IO TRIUMPHE! - Rome's Legendary First Triumph

1 March 752 BCE, Rome’s legendary first king Romulus celebrated the first Roman triumph.
“sic triumphare appellatum, quod cum imperatore milites redeuntes clamitant per urbem in Capitolium eunti IO TRIUMPHE! id a θριαμβωι a Graeco Liberi cognomento potest dictum“ (thus it is called “to triumph”, because the soldiers, returning with their commander, cried “Io triumphe” to him as he went through the city onto the Capitoline; it is possible that this is said from θριαμβός [used] as an epithet of the Greeks for Liber, Marcus Terentius Varro, “On the Latin Language“)

Sir Lawrence Alma-Tadema (1836 - 1812): "The Triumph of Titus" (1885)
Sir Lawrence Alma-Tadema (1836 - 1812): "The Triumph of Titus"

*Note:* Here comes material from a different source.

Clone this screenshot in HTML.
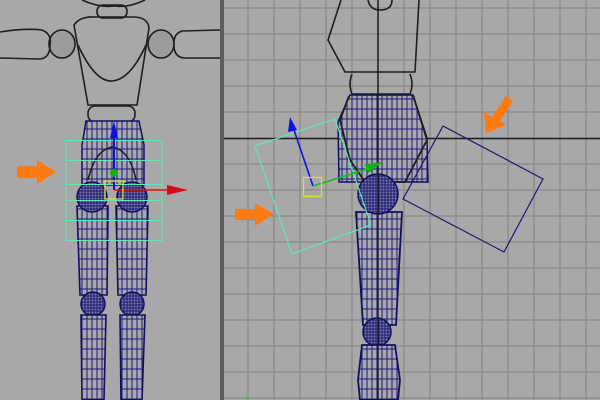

It is rather debatable if Romulus’ victory would have qualified for holding a triumph, since one of the major prerequisites was a “just war” and the king capturing the town of Caenina whose inhabitants sought revenge for the infamous “Rape of the Sabine Women” was not exactly a retaliation from the Romans for pillaging or the breach of a treaty and just a minor invasion of Roman territory. However, Romulus returned to his city victorious, dedicated a temple to Jupiter Feretrius, the hurler, who struck down oathbreakers with his thunderbolt – according to Livy Rome’s first temple. The date was auspicious anyway, even if it was not a feast day of Jupiter himself, it was at least the beginning of the Roman New Year, when the Matronalia were held in honour of Juno, Mars’ birthday was celebrated by the Salii with their war dance and the Sacred Fire of Rome was renewed. No wonder that the second triumph was held almost 250 years later on the occasion of the defeat of the deposed last king of Rome, Tarquinius Superbus, and his Etruscan allies at the Battle of the Arsian Forest.

Peter Paul Rubens (1577 - 1640): "A Roman Triumph" (1630)
Peter Paul Rubens (1577 - 1640): "A Roman Triumph" (1630)

Even if the triumphs of victorious commanders and emperors are an integral part of our common imagination of the splendour of Rome, with the laurel-crowned triumphator riding in a quadriga drawn by four white horses, accompanied by his troops marching through the streets of the city lined with cheering civilians, parading their spoils of war as seen on the Arch of Titus, it is highly questionable if those parades ever took place in the way they were recreated by Medieval, Renaissance and Fascist leaders centuries later. Sources are at least as scarce as the allegedly documented events about triumphs taking place and our means of reconstructing the famous pageants are sketchy at best. That does not mean that victory parades did not take place, of course. They did and were, after the end of the Republic, usually reserved for the emperor or members of his family. The possibility of holding a major public event was usually jealously guarded.

Francesco de' Rossi (1510–1563): "“Triumph of Furius Camillus“
Francesco de' Rossi (1510–1563): "Triumph of Furius Camillus“

"urbani, servate uxores: moechum calvum adducimus“ – “Home we bring our bald whoremonger; Romans, lock your wives away!” the men of Legio VII, VIII, XI Hispana and X Equestris sang when they marched through Rome in the triumph of thin haired Caesar returning from the Gallic Wars, according to Suetonius at least, who wrote about the event 150 years later. The soldiery chanting ribald tunes during the only event when they were allowed to enter the city legally under arms and the presentation of war loot and important prisoners such as Vercingetorix seems to be the most credible part of the triumphs celebrated until Constantine held the last one after his victory over Maxentius in 312 CE and Rome ceased to be the capital of the empire. But if the state slave standing behind the triumphator on his chariot, holding the laurels over his head and whispering in his ear: “Respice post te, hominem te esse memento! Memento Mori!“ ("Look behind you! Remember that you are a man! Remember that you'll die!") as Tertullian hands it down through the ages and all the other rituals are not an accumulation of various ancient customs, dimly remembered by posterity, is open to debate.